Two years ago, the U.S. 9th Circuit Court of Appeals ruled for the ACLU and declared the cross an "impermissible governmental endorsement of religion."

Congress had intervened to save the cross. It ordered the Interior Department to transfer to the VFW one acre of land where the cross stood. The 9th Circuit judges were unswayed, however.

Bush administration lawyers appealed to the Supreme Court last fall and said the "seriously misguided decision" would require the government "to tear down a cross that has stood without incident for 70 years as a memorial to fallen service members."

The government also questioned Buono's standing to challenge the cross, since he lives in Oregon and suffers no obvious harm because of the Mojave cross.

In a friend-of-the-court brief, the VFW, American Legion and other veterans groups said the 9th Circuit's ruling, if allowed to stand, could trigger legal challenges to the display of crosses at Arlington National Cemetery and elsewhere.

The court said it had voted to hear the case, now relabeled Salazar vs. Buono. Arguments will be heard in October, and Obama administration lawyers will be in charge of defending the presence of the cross.


Dave said...

"...and Obama administration lawyers will be in charge of defending the presence of the cross."

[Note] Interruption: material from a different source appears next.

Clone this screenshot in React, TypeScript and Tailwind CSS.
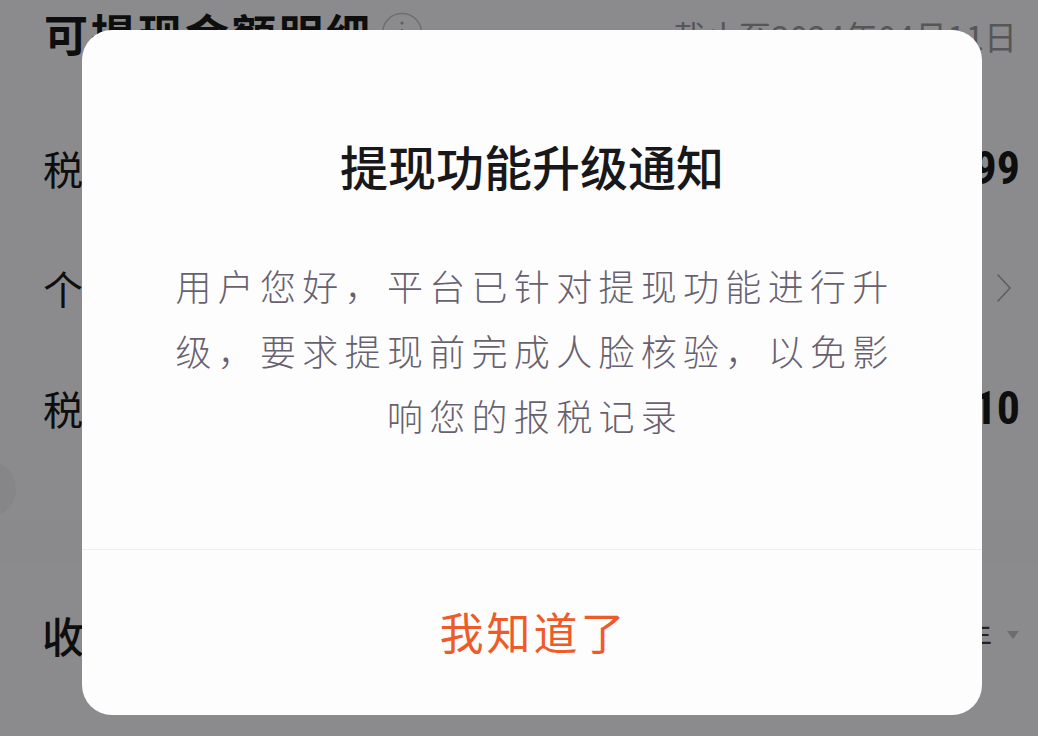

That will be more than a little interesting.


Anonymous said...

Resurrection Day, April 12, 2009. The day was incredibly perfect, warm, not freezing nor hot. We went before a covered cross, read from Matthew, prayed, cried. Standing before the box covered cross I just couldn't believe that I was not allowed to view it. It is forbidden for me to look at a cross. Does anyone really understand the impact of that? Nor am I allowed to look at a memorial dedicated to fallen soldiers. We met other people just as enraged as we were. Wondering how the country we live in, founded as a republic, just stomped out our rights and protections. My only reply was a quote, "For evil to prevail, it takes good men to do nothing." Surely there are good men/women out there. Where are you?! Debbie Foster

Anonymous said...

This is an absolute OUTRAGE! I first heard the satory on Fox News this AM and had to write someone to say that the
ACLU has gone TOO far this time! I am a Christian and the Cross means everything to me, BUT...do they not know that the Cross has for centuries been used as a memorial sign all over the world for the fallen of war?? It galls me that they have nothing better to do than be rabble rousers and stir up much ado about NOTHING! I wish that those who have such strong feelings about our country and the Judeo-Christian values we have always stood proudly for would just go to another country and be happy there! We as Americans and Christians have got to take a stand NOW to save and preserve what dignity and respect our values have. Speak up NOW America!!

Anonymous said...

First off let me say that this is completely ludicrous. To tear this cross down is not only wrong but a disgrace to the men who died for this country. What's next? Going to Arlington and tearing down the gravestone's that are cross's? Or Stars of David? Second of all like most issues people have a problem with.. IT DOES NOT AFFECT YOU IN ANY WAY....AT ALL. Tearing it down spits on those who gave their lives, you have no right to remove their memorial and if you believe you do you are scum not worthy of the freedom you have. End of story.